> THE EXERCISE: Go through the data below and copy it exactly, skipping every picture.

☆ ☆ ☆

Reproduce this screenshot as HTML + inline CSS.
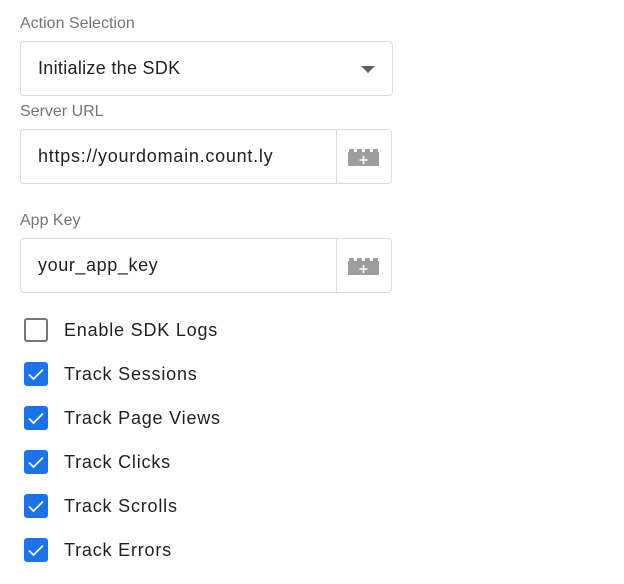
<!DOCTYPE html>
<html><head><style>
body{margin:0;background:#fff;font-family:"Liberation Sans",Arial,sans-serif;width:624px;height:584px;position:relative;overflow:hidden}
.lbl{position:absolute;left:20px;font-size:16px;color:#757575}
.box{position:absolute;left:20px;border:1px solid #dadce0;border-radius:4px;box-sizing:border-box;font-size:18px;color:#202124}
.box .t{position:absolute;left:17px;top:0;line-height:52px;letter-spacing:.4px}
.div{position:absolute;left:315px;top:0;bottom:0;border-left:1px solid #dadce0}
.ic{position:absolute;left:326px;top:17px}
.cb{position:absolute;left:24px;width:24px;height:24px;box-sizing:border-box;border-radius:3px}
.un{border:2px solid #757575}
.ch{background:#1a73e8}
.ct{position:absolute;left:64px;font-size:18px;color:#202124;letter-spacing:.8px}
</style></head><body>
<div class="lbl" style="top:15px">Action Selection</div>
<div class="box" style="top:41px;width:373px;height:55px"><div class="t" style="line-height:53px;letter-spacing:.3px">Initialize the SDK</div>
<div style="position:absolute;left:340px;top:24px;width:0;height:0;border-left:7px solid transparent;border-right:7px solid transparent;border-top:7px solid #5f6368"></div></div>
<div class="lbl" style="top:103px">Server URL</div>
<div class="box" style="top:129px;width:372px;height:55px"><div class="t" style="letter-spacing:.75px">https://yourdomain.count.ly</div><div class="div"></div>
<svg class="ic" width="32" height="20" viewBox="0 0 32 20"><path d="M1 5h31v14H1z M2 2h5v4H2z M10 2h5v4h-5z M18 2h5v4h-5z M26 2h5v4h-5z" fill="#9e9e9e"/><path d="M16.5 9v8M12.5 13h8" stroke="#fff" stroke-width="1.6"/></svg></div>
<div class="lbl" style="top:212px">App Key</div>
<div class="box" style="top:238px;width:372px;height:55px"><div class="t" style="letter-spacing:.6px">your_app_key</div><div class="div"></div>
<svg class="ic" width="32" height="20" viewBox="0 0 32 20"><path d="M1 5h31v14H1z M2 2h5v4H2z M10 2h5v4h-5z M18 2h5v4h-5z M26 2h5v4h-5z" fill="#9e9e9e"/><path d="M16.5 9v8M12.5 13h8" stroke="#fff" stroke-width="1.6"/></svg></div>

<div class="cb un" style="top:318px"></div><div class="ct" style="top:320px">Enable SDK Logs</div>
<div class="cb ch" style="top:362px"><svg width="24" height="24"><path d="M5 12.5l4.5 4.5L19 7.5" stroke="#fff" stroke-width="1.7" fill="none"/></svg></div><div class="ct" style="top:364px">Track Sessions</div>
<div class="cb ch" style="top:406px"><svg width="24" height="24"><path d="M5 12.5l4.5 4.5L19 7.5" stroke="#fff" stroke-width="1.7" fill="none"/></svg></div><div class="ct" style="top:408px">Track Page Views</div>
<div class="cb ch" style="top:450px"><svg width="24" height="24"><path d="M5 12.5l4.5 4.5L19 7.5" stroke="#fff" stroke-width="1.7" fill="none"/></svg></div><div class="ct" style="top:452px">Track Clicks</div>
<div class="cb ch" style="top:494px"><svg width="24" height="24"><path d="M5 12.5l4.5 4.5L19 7.5" stroke="#fff" stroke-width="1.7" fill="none"/></svg></div><div class="ct" style="top:496px">Track Scrolls</div>
<div class="cb ch" style="top:538px"><svg width="24" height="24"><path d="M5 12.5l4.5 4.5L19 7.5" stroke="#fff" stroke-width="1.7" fill="none"/></svg></div><div class="ct" style="top:540px">Track Errors</div>
</body></html>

☆ ☆ ☆

> THE OUTPUT:
Reproduce this screenshot as HTML + inline CSS.
<!DOCTYPE html>
<html><head><style>
body{margin:0;background:#fff;font-family:"Liberation Sans",Arial,sans-serif;width:624px;height:584px;position:relative;overflow:hidden}
.lbl{position:absolute;left:20px;font-size:16px;color:#757575}
.box{position:absolute;left:20px;border:1px solid #dadce0;border-radius:4px;box-sizing:border-box;font-size:18px;color:#202124}
.box .t{position:absolute;left:17px;top:0;line-height:52px;letter-spacing:.4px}
.div{position:absolute;left:315px;top:0;bottom:0;border-left:1px solid #dadce0}
.ic{position:absolute;left:326px;top:17px}
.cb{position:absolute;left:24px;width:24px;height:24px;box-sizing:border-box;border-radius:3px}
.un{border:2px solid #757575}
.ch{background:#1a73e8}
.ct{position:absolute;left:64px;font-size:18px;color:#202124;letter-spacing:.8px}
</style></head><body>
<div class="lbl" style="top:15px">Action Selection</div>
<div class="box" style="top:41px;width:373px;height:55px"><div class="t" style="line-height:53px;letter-spacing:.3px">Initialize the SDK</div>
<div style="position:absolute;left:340px;top:24px;width:0;height:0;border-left:7px solid transparent;border-right:7px solid transparent;border-top:7px solid #5f6368"></div></div>
<div class="lbl" style="top:103px">Server URL</div>
<div class="box" style="top:129px;width:372px;height:55px"><div class="t" style="letter-spacing:.75px">https://yourdomain.count.ly</div><div class="div"></div>
<svg class="ic" width="32" height="20" viewBox="0 0 32 20"><path d="M1 5h31v14H1z M2 2h5v4H2z M10 2h5v4h-5z M18 2h5v4h-5z M26 2h5v4h-5z" fill="#9e9e9e"/><path d="M16.5 9v8M12.5 13h8" stroke="#fff" stroke-width="1.6"/></svg></div>
<div class="lbl" style="top:212px">App Key</div>
<div class="box" style="top:238px;width:372px;height:55px"><div class="t" style="letter-spacing:.6px">your_app_key</div><div class="div"></div>
<svg class="ic" width="32" height="20" viewBox="0 0 32 20"><path d="M1 5h31v14H1z M2 2h5v4H2z M10 2h5v4h-5z M18 2h5v4h-5z M26 2h5v4h-5z" fill="#9e9e9e"/><path d="M16.5 9v8M12.5 13h8" stroke="#fff" stroke-width="1.6"/></svg></div>

<div class="cb un" style="top:318px"></div><div class="ct" style="top:320px">Enable SDK Logs</div>
<div class="cb ch" style="top:362px"><svg width="24" height="24"><path d="M5 12.5l4.5 4.5L19 7.5" stroke="#fff" stroke-width="1.7" fill="none"/></svg></div><div class="ct" style="top:364px">Track Sessions</div>
<div class="cb ch" style="top:406px"><svg width="24" height="24"><path d="M5 12.5l4.5 4.5L19 7.5" stroke="#fff" stroke-width="1.7" fill="none"/></svg></div><div class="ct" style="top:408px">Track Page Views</div>
<div class="cb ch" style="top:450px"><svg width="24" height="24"><path d="M5 12.5l4.5 4.5L19 7.5" stroke="#fff" stroke-width="1.7" fill="none"/></svg></div><div class="ct" style="top:452px">Track Clicks</div>
<div class="cb ch" style="top:494px"><svg width="24" height="24"><path d="M5 12.5l4.5 4.5L19 7.5" stroke="#fff" stroke-width="1.7" fill="none"/></svg></div><div class="ct" style="top:496px">Track Scrolls</div>
<div class="cb ch" style="top:538px"><svg width="24" height="24"><path d="M5 12.5l4.5 4.5L19 7.5" stroke="#fff" stroke-width="1.7" fill="none"/></svg></div><div class="ct" style="top:540px">Track Errors</div>
</body></html>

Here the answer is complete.